Add to that the cultural and linguistic diversity of South Africa, and you’ve got a unique communication challenge. There’s no such thing as a one-size-fits-all message here. If you try to speak to everyone, you risk saying nothing meaningful to anyone.

This is why local nuance matters. Why community voices matter. And why representation without understanding isn’t representation, it’s performance.

Take the Pick n Pay x Rick Ross campaign. It wasn’t the presence of an American rapper that turned people off. It was the disconnect. The mismatch between the brand and the moment. The absence of any real cultural insight.

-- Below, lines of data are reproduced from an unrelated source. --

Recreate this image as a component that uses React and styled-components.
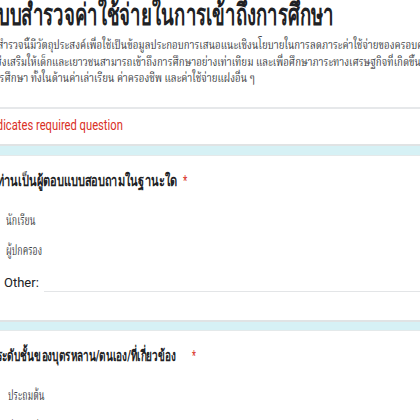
import React from "react";
import styled, { createGlobalStyle } from "styled-components";

const GlobalStyle = createGlobalStyle`
  html, body {
    margin: 0;
    padding: 0;
    background: #d6f1f5;
    overflow: hidden;
  }
  body {
    font-family: "Roboto", sans-serif;
    color: #202124;
  }
`;

const Page = styled.div`
  display: flex;
  flex-direction: column;
  width: 470px;
  margin: -3px 0 0 -20px;
`;

const Card = styled.section`
  background: #ffffff;
  border-top: ${(p) => (p.$first ? "none" : "1px solid #e4e9ea")};
  border-bottom: 2px solid #e0e3e4;
  margin-bottom: ${(p) => p.$gap || 0}px;
  padding: ${(p) => (p.$first ? "0" : `13px 0 ${p.$bottom || 0}px 17px`)};
`;

/* Text in the shot is horizontally condensed, so each line is squeezed from its left edge */
const Squeezed = styled.div`
  transform: scaleX(${(p) => p.$sx});
  transform-origin: 0 50%;
  white-space: nowrap;
`;

const HeaderTop = styled.div`
  padding-bottom: 19px;
  border-bottom: 2px solid #e6e8ea;
`;

const Title = styled(Squeezed)`
  margin: 0 0 0 6px;
  font-size: 30px;
  line-height: 36px;
  font-weight: 700;
  color: #202124;
`;

const Description = styled(Squeezed)`
  margin: 5px 0 0 -1px;
  font-family: "Noto Serif Thai", "Liberation Serif", serif;
  font-size: 11.5px;
  line-height: 16.5px;
  color: #3c4043;
`;

const Required = styled(Squeezed)`
  font-size: 14px;
  line-height: 20px;
  color: #d93025;
  padding: 6.5px 0 9px;
`;

const Question = styled(Squeezed)`
  font-size: 15.5px;
  line-height: 24px;
  font-weight: 700;
  color: #202124;
`;

const Star = styled.span`
  color: #d93025;
  font-weight: 400;
  font-size: 14px;
  margin-left: ${(p) => p.$gap}px;
`;

const Options = styled.div`
  display: flex;
  flex-direction: column;
  margin-top: 14px;
`;

const Option = styled(Squeezed)`
  height: 30px;
  line-height: 30px;
  margin-left: ${(p) => p.$indent}px;
  font-family: "Noto Serif Thai", "Liberation Serif", serif;
  font-size: 13.5px;
  color: #3c4043;
`;

const OtherRow = styled.div`
  height: 30px;
  display: flex;
  align-items: center;
  gap: 5px;
  margin-left: 7px;
`;

const OtherLabel = styled.span`
  font-size: 13px;
  color: #202124;
`;

const OtherInput = styled.div`
  flex: 1;
  align-self: stretch;
  border-bottom: 1.5px solid #e3e5e7;
  margin-bottom: 5px;
`;

export default function App() {
  return (
    <>
      <GlobalStyle />
      <Page>
        <Card $first $gap={9}>
          <HeaderTop>
            <Title $sx={0.62}>แบบสำรวจค่าใช้จ่ายในการเข้าถึงการศึกษา</Title>
            <Description $sx={0.845}>
              แบบสำรวจนี้มีวัตถุประสงค์เพื่อใช้เป็นข้อมูลประกอบการเสนอแนะเชิงนโยบายในการลดภาระค่าใช้จ่ายของครอบครัว
              <br />
              และส่งเสริมให้เด็กและเยาวชนสามารถเข้าถึงการศึกษาอย่างเท่าเทียม และเพื่อศึกษาภาระทางเศรษฐกิจที่เกิดขึ้นจาก
              <br />
              ในการศึกษา ทั้งในด้านค่าเล่าเรียน ค่าครองชีพ และค่าใช้จ่ายแฝงอื่น ๆ
            </Description>
          </HeaderTop>
          <Required $sx={0.8}>* Indicates required question</Required>
        </Card>

        <Card $gap={8} $bottom={23}>
          <Question $sx={0.71}>
            ท่านเป็นผู้ตอบแบบสอบถามในฐานะใด<Star $gap={8}>*</Star>
          </Question>
          <Options>
            <Option $sx={0.65} $indent={9}>นักเรียน</Option>
            <Option $sx={0.65} $indent={9}>ผู้ปกครอง</Option>
            <OtherRow>
              <OtherLabel>Other:</OtherLabel>
              <OtherInput />
            </OtherRow>
          </Options>
        </Card>

        <Card $bottom={20}>
          <Question $sx={0.645}>
            ระดับชั้นของบุตรหลาน/ตนเอง/ที่เกี่ยวข้อง<Star $gap={25}>*</Star>
          </Question>
          <Options>
            <Option $sx={0.65} $indent={11}>ประถมต้น</Option>
            <Option $sx={0.65} $indent={11}>ประถมปลาย</Option>
          </Options>
        </Card>
      </Page>
    </>
  );
}
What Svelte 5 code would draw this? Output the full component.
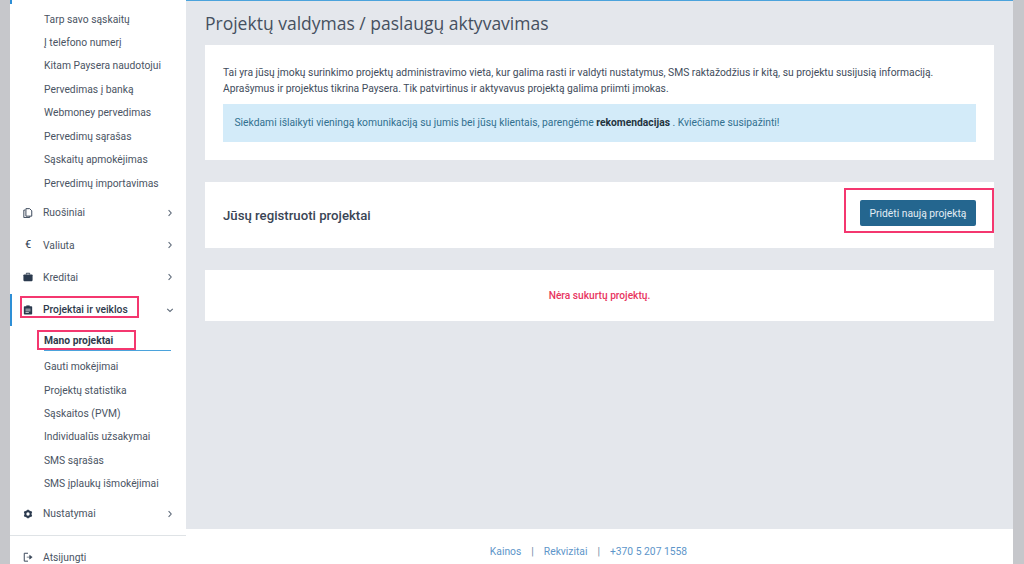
<script>
  const topLinks = ['Tarp savo sąskaitų','Į telefono numerį','Kitam Paysera naudotojui','Pervedimas į banką','Webmoney pervedimas','Pervedimų sąrašas','Sąskaitų apmokėjimas','Pervedimų importavimas'];
  const subLinks = ['Gauti mokėjimai','Projektų statistika','Sąskaitos (PVM)','Individualūs užsakymai','SMS sąrašas','SMS įplaukų išmokėjimai'];
</script>

{#snippet chevron()}
  <svg class="chev" width="8" height="8" viewBox="0 0 8 8"><path d="M2.600 1.200 5.200 4 2.600 6.800" fill="none" stroke="#5f6b7a" stroke-width="1.100"/></svg>
{/snippet}

<div class="page">
  <aside class="side">
    <span class="tick"></span>
    <div class="scroll">
      <ul class="subs top">
        {#each topLinks as l}<li>{l}</li>{/each}
      </ul>
      <div class="item first">
        <svg class="ico" viewBox="0 0 12 12"><path d="M2.500 2.500H1V11.500h7V10" fill="none" stroke="#3d4a5c" stroke-width="1.200"/><path d="M3.500 .8h4.500l2.500 2.500v6.500H3.500z" fill="none" stroke="#3d4a5c" stroke-width="1.200"/></svg>
        <span>Ruošiniai</span>{@render chevron()}
      </div>
      <div class="item">
        <span class="ico euro">€</span>
        <span>Valiuta</span>{@render chevron()}
      </div>
      <div class="item">
        <svg class="ico" viewBox="0 0 12 12"><path d="M4 3V1.500h4V3" fill="none" stroke="#2b3a4e" stroke-width="1.100"/><rect x="0.500" y="3" width="11" height="8" rx="1" fill="#2b3a4e"/></svg>
        <span>Kreditai</span>{@render chevron()}
      </div>
      <div class="item active">
        <svg class="ico" viewBox="0 0 12 12"><rect x="1" y="1.500" width="10" height="10" rx="1" fill="#2b3a4e"/><rect x="4" y="0.500" width="4" height="2" fill="#2b3a4e"/><path d="M3 5h6M3 7h6M3 9h4" stroke="#fff" stroke-width=".8"/></svg>
        <span>Projektai ir veiklos</span>
        <svg class="chev" width="8" height="8" viewBox="0 0 8 8"><path d="M1.200 2.800 4 5.400 6.800 2.800" fill="none" stroke="#5f6b7a" stroke-width="1.100"/></svg>
        <span class="mark markA"></span>
      </div>
      <div class="current"><span>Mano projektai</span><span class="mark markB"></span></div>
      <ul class="subs after">
        {#each subLinks as l}<li>{l}</li>{/each}
      </ul>
      <div class="item settings">
        <svg class="ico" viewBox="0 0 12 12"><circle cx="6" cy="6" r="3.200" fill="none" stroke="#2b3a4e" stroke-width="2.400"/><path d="M6 .8v2M6 9.200v2M1.500 3.400l1.700 1M8.800 7.600l1.700 1M1.500 8.600l1.700-1M8.800 4.400l1.700-1" stroke="#2b3a4e" stroke-width="2"/></svg>
        <span>Nustatymai</span>{@render chevron()}
      </div>
      <div class="item logout">
        <svg class="ico" viewBox="0 0 12 12"><path d="M6 1.500H1.500v9.500H6" fill="none" stroke="#3d4a5c" stroke-width="1.200"/><path d="M4.500 6.200H8V4l3 2.200L8 8.500V6.200" fill="#3d4a5c" stroke="#3d4a5c" stroke-width=".8"/></svg>
        <span>Atsijungti</span>
      </div>
    </div>
  </aside>

  <div class="main">
    <main class="content">
      <h1>Projektų valdymas / paslaugų aktyvavimas</h1>
      <section class="card intro">
        <p>Tai yra jūsų įmokų surinkimo projektų administravimo vieta, kur galima rasti ir valdyti nustatymus, SMS raktažodžius ir kitą, su projektu susijusią informaciją.<br>Aprašymus ir projektus tikrina Paysera. Tik patvirtinus ir aktyvavus projektą galima priimti įmokas.</p>
        <div class="notice">Siekdami išlaikyti vieningą komunikaciją su jumis bei jūsų klientais, parengėme <b>rekomendacijas</b> . Kviečiame susipažinti!</div>
      </section>
      <section class="card head">
        <h2>Jūsų registruoti projektai</h2>
        <button>Pridėti naują projektą<span class="mark markC"></span></button>
      </section>
      <section class="card empty">Nėra sukurtų projektų.</section>
    </main>
    <footer>
      <span>Kainos</span><i>|</i><span>Rekvizitai</span><i>|</i><span>+370 5 207 1558</span>
    </footer>
  </div>
</div>

<style>
  :global(body) { margin: 0; background: #c6c7cb; }
  .page {
    width: 1024px; height: 564px; overflow: hidden; display: flex;
    padding: 0 11px 0 10px; box-sizing: border-box; background: #c6c7cb;
    font-family: Roboto, "Liberation Sans", sans-serif; color: #3f4a5a;
  }
  .side { width: 176px; flex: none; background: #fff; position: relative; overflow: hidden; }
  .tick { position: absolute; left: 0; top: 0; width: 2px; height: 4px; background: #2e8fd6; }
  .scroll { padding-top: 7.500px; }
  ul { list-style: none; margin: 0; padding: 0; }
  .subs li { height: 23.450px; line-height: 23.450px; padding-left: 34px; font-size: 10.300px; color: #4a5463; }
  .item { height: 32.400px; display: flex; align-items: center; position: relative; font-size: 10.300px; color: #4a5463; }
  .item.first { margin-top: 1.500px; }
  .ico { width: 10px; height: 10px; flex: none; margin: 0 10px 0 13px; text-align: center; }
  .euro { font-size: 11px; line-height: 10px; color: #2b3a4e; }
  .chev { position: absolute; right: 12.500px; top: 50%; margin-top: -4px; }
  .active { font-weight: 500; color: #2f3b4d; }
  .active::before { content: ""; position: absolute; left: 0; top: 0; width: 2px; height: 100%; background: #2e8fd6; }
  .current {
    position: relative; height: 25px; margin: 0 15px 0 34px; box-sizing: border-box; padding-top: 8px;
    font-size: 10.300px; font-weight: 700; color: #2f3b4d; border-bottom: 1.500px solid #4ba3dc;
  }
  .subs.after { padding-top: 4px; }
  .settings { margin-top: 2px; }
  .logout { margin-top: 5px; border-top: 1px solid #dfe3e6; height: 42px; }
  .mark { position: absolute; border: 2px solid #f4376f; box-sizing: border-box; pointer-events: none; }
  .markA { left: 9.500px; top: 2.500px; width: 119.500px; height: 22px; }
  .markB { left: -7px; top: 4px; width: 99px; height: 20px; }
  .markC { left: -16px; top: -12px; width: 150px; height: 45px; }

  .main { flex: 1; display: flex; flex-direction: column; background: #e4e7ec; border-top: 1px solid #4ba3dc; min-width: 0; }
  .content { flex: 1; padding: 0 19px; }
  h1 { margin: 12px 0 11px; font: 400 17.500px/21px "Open Sans", sans-serif; color: #46505f; }
  .card { background: #fff; margin-bottom: 22px; }
  .intro { height: 115px; padding: 20px 18px 0; box-sizing: border-box; }
  p { margin: 0; font-size: 10.300px; line-height: 16px; color: #414c5b; }
  .notice {
    margin-top: 7px; height: 38px; line-height: 38px; padding-left: 11.500px;
    background: #d3ebf9; color: #31708f; font-size: 10.300px;
  }
  .notice b { color: #24343f; font-weight: 700; }
  .head { height: 66px; display: flex; align-items: center; justify-content: space-between; padding: 0 18px; }
  h2 { margin: 0; font-size: 13.200px; font-weight: 500; color: #3a4555; }
  button {
    position: relative; width: 116px; height: 26px; margin-bottom: 4px; border: 0; border-radius: 2px; background: #24668f;
    color: #e3edf4; font: 400 10.300px Roboto, sans-serif; padding: 0;
  }
  .empty { height: 51px; line-height: 52px; text-align: center; color: #e8365f; font-size: 10.200px; font-weight: 500; }
  footer {
    height: 35px; flex: none; background: #fff; display: flex; justify-content: center; align-items: center;
    gap: 10px; padding: 9px 22px 0 0; box-sizing: border-box; font-size: 10.300px; color: #5d95c9;
  }
  footer i { font-style: normal; color: #6f8aa3; }
</style>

In contrast, brands like Nando’s keep getting it right. Not because they’re louder, but because they’re specific. They know their voice, and they use it to meet people where they actually are. For instance, Nando’s #RightMyName campaign addressed the common issue of spellcheckers marking non-traditional English names as incorrect, resonating deeply with South Africans who felt their identities were being validated.

What Real Authenticity Looks Like

Authenticity isn’t about tone, copywriting, or choosing the right filter. It’s about alignment. It’s about doing what you say and saying what you mean. That’s why performative marketing fails. Because eventually, the audience sees through the act.

The brands that resonate are the ones that are comfortable being themselves. That have clarity around who they are and what they offer. That lean into their own values instead of mimicking someone else’s tone.

Authentic brands don’t try to be for everyone. They get specific. They go deep with the people who matter most to them, and they let the rest self-select.

Final Thought: This Is Bigger Than Marketing

This isn’t just a creative trend. It’s a shift in how businesses build trust.

In a world saturated with content, the winners won’t be the loudest. They’ll be the ones that speak with clarity, act with purpose, and connect with empathy.

The future of marketing isn’t about grabbing attention. It’s about earning it.

If we are not thinking this way yet, we are already falling behind.